DIRECTIONS:
Return the records that follow unaltered. Omit every picture.

## BEGIN INPUT ROWS

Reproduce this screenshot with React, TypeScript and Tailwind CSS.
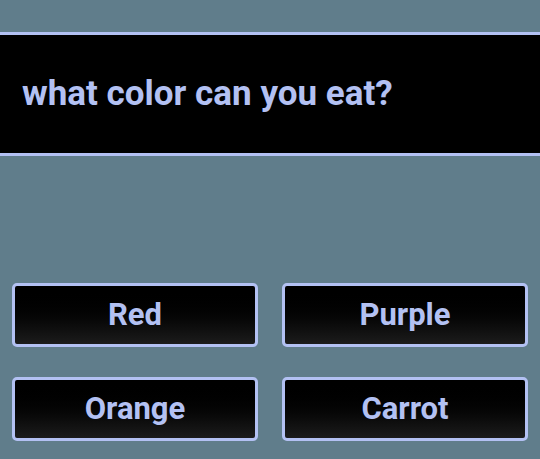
import React from 'react';

const answers = ['Red', 'Purple', 'Orange', 'Carrot'];

const AnswerButton = ({ label }: { label: string }) => (
  <button className="h-[64px] rounded-[5px] border-[3px] border-[#b3c1f3] bg-gradient-to-b from-[#000000] to-[#1c1c1c] text-[31px] font-bold text-[#b3c1f3]">
    {label}
  </button>
);

export default function App() {
  return (
    <div
      className="h-[459px] w-full overflow-hidden bg-[#607d8b] pt-[32px]"
      style={{ fontFamily: 'Roboto, "Liberation Sans", sans-serif' }}
    >
      {/* Question */}
      <div className="flex h-[124px] items-center border-y-[3px] border-[#b3c1f3] bg-black pl-[22px]">
        <h1 className="text-[35px] font-bold text-[#b3c1f3]">what color can you eat?</h1>
      </div>

      {/* Answers */}
      <div className="mt-[127px] grid grid-cols-2 gap-x-6 gap-y-[30px] px-3">
        {answers.map(a => (
          <AnswerButton key={a} label={a} />
        ))}
      </div>
    </div>
  );
}
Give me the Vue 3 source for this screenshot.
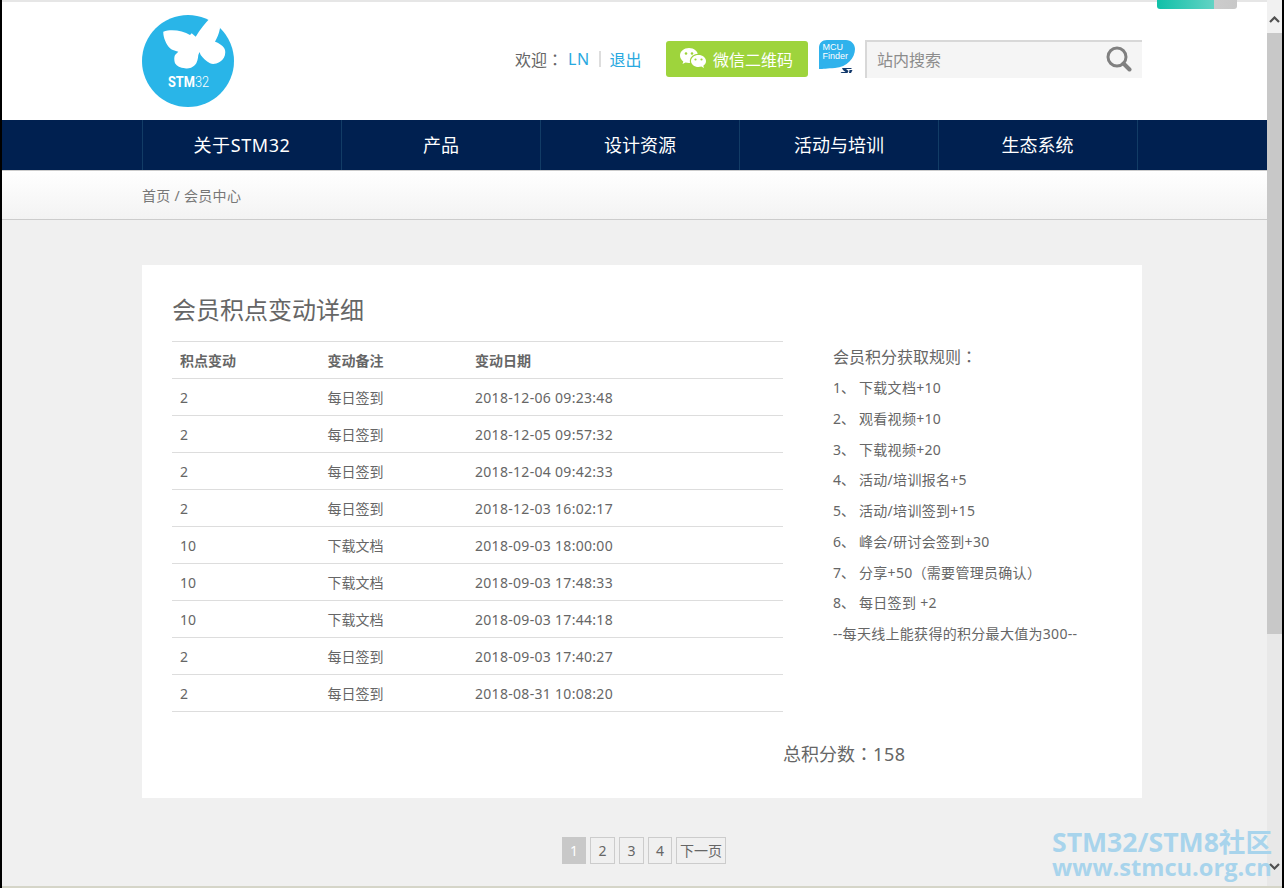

## END INPUT ROWS

IN RESPONSE:
Reproduce this screenshot with React, TypeScript and Tailwind CSS.
import React from 'react';

const answers = ['Red', 'Purple', 'Orange', 'Carrot'];

const AnswerButton = ({ label }: { label: string }) => (
  <button className="h-[64px] rounded-[5px] border-[3px] border-[#b3c1f3] bg-gradient-to-b from-[#000000] to-[#1c1c1c] text-[31px] font-bold text-[#b3c1f3]">
    {label}
  </button>
);

export default function App() {
  return (
    <div
      className="h-[459px] w-full overflow-hidden bg-[#607d8b] pt-[32px]"
      style={{ fontFamily: 'Roboto, "Liberation Sans", sans-serif' }}
    >
      {/* Question */}
      <div className="flex h-[124px] items-center border-y-[3px] border-[#b3c1f3] bg-black pl-[22px]">
        <h1 className="text-[35px] font-bold text-[#b3c1f3]">what color can you eat?</h1>
      </div>

      {/* Answers */}
      <div className="mt-[127px] grid grid-cols-2 gap-x-6 gap-y-[30px] px-3">
        {answers.map(a => (
          <AnswerButton key={a} label={a} />
        ))}
      </div>
    </div>
  );
}
Give me the Vue 3 source for this screenshot.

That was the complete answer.